In other sections of the book, Tenet defends his actions and those of other senior intelligence officials.

He writes that he signed off on then-National Security Agency Director Michael Hayden’s program to eavesdrop on phone calls between suspected al Qaeda associates overseas and people in the U.S.

Tenet, who believes a domestic spy agency is worth considering, says Hayden observed privacy protections for U.S. citizens. “In some ways the safest place for an al Qaeda member to hide was inside the United States,” he writes.

Civil-liberties groups protested the program’s existence when media reports disclosed it in 2005.

In his “60 Minutes” interview, Tenet said there may be al- Qaeda cells in the U.S., sent around the time of the Sept. 11, 2001, attacks, waiting for a time to strike.

“My operational presumption is that they infiltrated a second wave or a third wave into the United States at the time of 9/11,” he said.

Tenet, who headed the spy agency when the World Trade Center and the Pentagon were hit, said his opinion was based on “operational intuition,” not hard evidence.

Wrong Conclusion The CIA sifted through “lots of data” before incorrectly concluding in a National Intelligence Estimate of threats facing the U.S. that Iraq possessed chemical and biological weapons, Tenet said. The conclusion helped Bush win support for a congressional resolution authorizing the U.S.-led invasion of Iraq in March 2003.

“Remember, when you write an estimate, when you estimate, you’re writing what you don’t know,” he said. The information might be enough to “win a civil case,” Tenet said. “You’re not going to win a criminal case, in terms of evidence.” Tenet said he felt the Bush administration already had determined what course it would take in Iraq before the estimate was finished in October 2002. He recalled going to the White House to brief Bush on Sept. 12, 2001, and running into Richard Perle, then chairman of the Defense Policy Board Advisory Committee, an independent Pentagon consultant.

Perle “said to me, ‘Iraq has to pay a price for what happened yesterday, they bear responsibility,”‘ Tenet said. “I remember thinking to myself as I’m about to go brief the president, ‘What the hell is he talking about?”‘ Tenet said the CIA never proved a link between Iraq and the Sept. 11 attacks.

Rice, now secretary of state, responded to one of the assertions Tenet made in the interview, that she brushed aside his warnings in the summer of 2001 about the threat of an imminent attack by al-Qaeda and advice to make a pre-emptive attack on terrorist bases in Afghanistan.

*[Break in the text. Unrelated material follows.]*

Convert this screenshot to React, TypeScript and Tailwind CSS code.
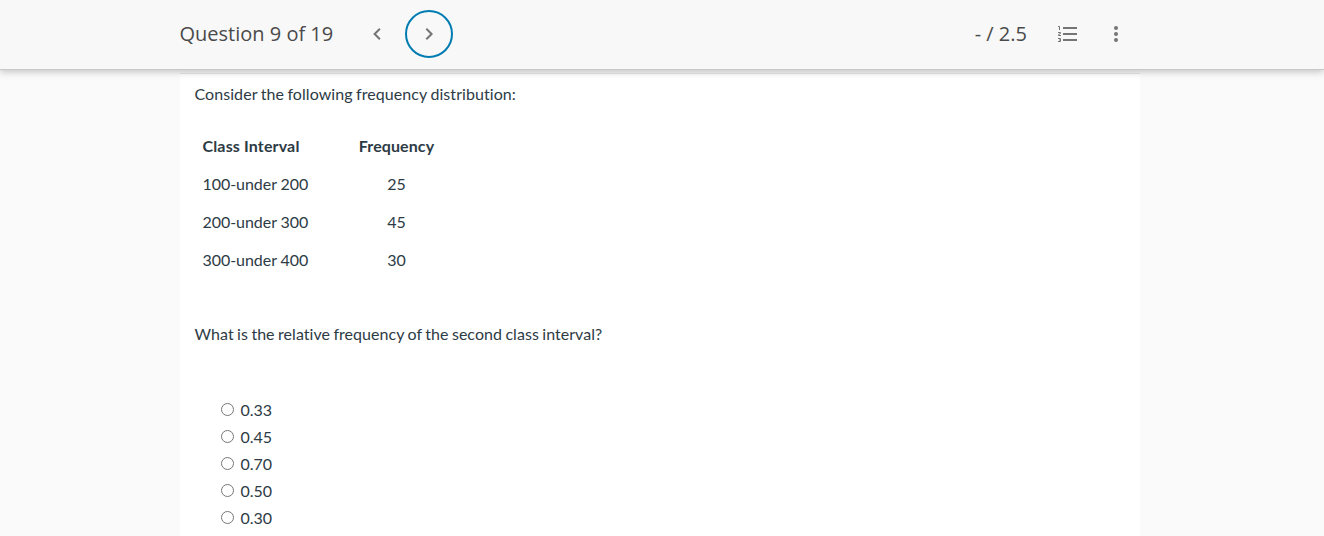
import { useState } from "react"

const rows = [
  { interval: "100-under 200", frequency: 25 },
  { interval: "200-under 300", frequency: 45 },
  { interval: "300-under 400", frequency: 30 },
]

const options = ["0.33", "0.45", "0.70", "0.50", "0.30"]

function QuestionHeader() {
  return (
    <header className="relative z-10 h-[70px] border-b border-[#c9c9c9] bg-[#f8f8f8] shadow-[0_2px_7px_rgba(0,0,0,0.22)]">
      <div className="ml-[180px] flex h-[68px] w-[960px] items-center font-['Open_Sans',sans-serif] text-[20px] text-[#4a4a4a]">
        <h1 className="-ml-[0.5px] w-[173.5px] whitespace-nowrap">Question 9 of 19</h1>
        <button aria-label="Previous question" className="flex h-12 w-12 items-center justify-center">
          <svg width="10" height="14" viewBox="0 0 10 14" fill="none" stroke="#757575" strokeWidth="2">
            <path d="M7.9 1.7 2.6 7l5.3 5.3" />
          </svg>
        </button>
        <button
          aria-label="Next question"
          className="ml-1 flex h-12 w-12 items-center justify-center rounded-full border-2 border-[#007cb2]"
        >
          <svg width="10" height="14" viewBox="0 0 10 14" fill="none" stroke="#757575" strokeWidth="2">
            <path d="M2.3 1.7 7.6 7l-5.3 5.3" />
          </svg>
        </button>
        <span className="ml-auto">- / 2.5</span>
        <button aria-label="Question list" className="ml-[31px]">
          <svg width="20" height="18" viewBox="0 0 20 18" fill="none" stroke="#757575">
            <path d="M5 3h14M5 9h14M5 15h14" strokeWidth="2" />
            <path d="M0 1.5h1.5V5M0 7.5h2.5v1L.5 9.5v1H3M0 13.5h2.5v3H0M1 15h1.5" />
          </svg>
        </button>
        <button aria-label="More options" className="mr-[22px] ml-[35px]">
          <svg width="5" height="18" viewBox="0 0 5 18" fill="#757575">
            <circle cx="3" cy="3" r="2" />
            <circle cx="3" cy="9" r="2" />
            <circle cx="3" cy="15" r="2" />
          </svg>
        </button>
      </div>
    </header>
  )
}

export default function App() {
  const [answer, setAnswer] = useState("")

  return (
    <div className="h-[536px] overflow-hidden bg-[#fafafa] font-[Lato,sans-serif] text-[16px] leading-6 text-[#2d3b45] [font-variant-ligatures:none]">
      <QuestionHeader />
      <main className="ml-[180px] h-[466px] w-[960px] bg-white">
        <div className="h-1 border-b border-[#e8e8e8] bg-[#f8f8f8]" />
        <div className="pt-2 pl-[14.5px]">
          <p className="tracking-[0.065px] [word-spacing:-0.7px]">Consider the following frequency distribution:</p>
          <table className="mt-[21px] border-collapse">
            <thead>
              <tr className="h-[38px]">
                <th className="w-[141px] pl-2 text-left font-bold tracking-[0.15px]">Class Interval</th>
                <th className="w-[122px] text-center font-bold tracking-[0.1px]">Frequency</th>
              </tr>
            </thead>
            <tbody>
              {rows.map((row) => (
                <tr key={row.interval} className="h-[38px]">
                  <td className="pl-2 tracking-[-0.05px]">{row.interval}</td>
                  <td className="text-center">{row.frequency}</td>
                </tr>
              ))}
            </tbody>
          </table>
          <p className="mt-[43px] tracking-[0.04px] [word-spacing:-0.7px]">
            What is the relative frequency of the second class interval?
          </p>
          <div className="mt-[50px] flex flex-col pl-[26.5px]">
            {options.map((option) => (
              <label key={option} className="flex h-[27px] items-center gap-[6.5px]">
                <input
                  type="radio"
                  name="answer"
                  value={option}
                  checked={answer === option}
                  onChange={() => setAnswer(option)}
                  className="h-[13px] w-[13px]"
                />
                {option}
              </label>
            ))}
          </div>
        </div>
      </main>
    </div>
  )
}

“Well, it’s very interesting, because that’s not what George told the 9/11 Commission at the time,” Rice, who was the national security adviser in 2001, said on CBS’s “Face the Nation” program yesterday. “He said that he felt that we had gotten it.” Rice said her deputy, Stephen Hadley, met with intelligence agencies to determine a course of action. “But the idea of launching preemptive strikes into Afghanistan in July of 2001, this is a new fact,” she said.

Tenet was named CIA director in 1997 and left just before the release of a congressional report criticizing the agency’s conclusions about Iraq’s weapons capability.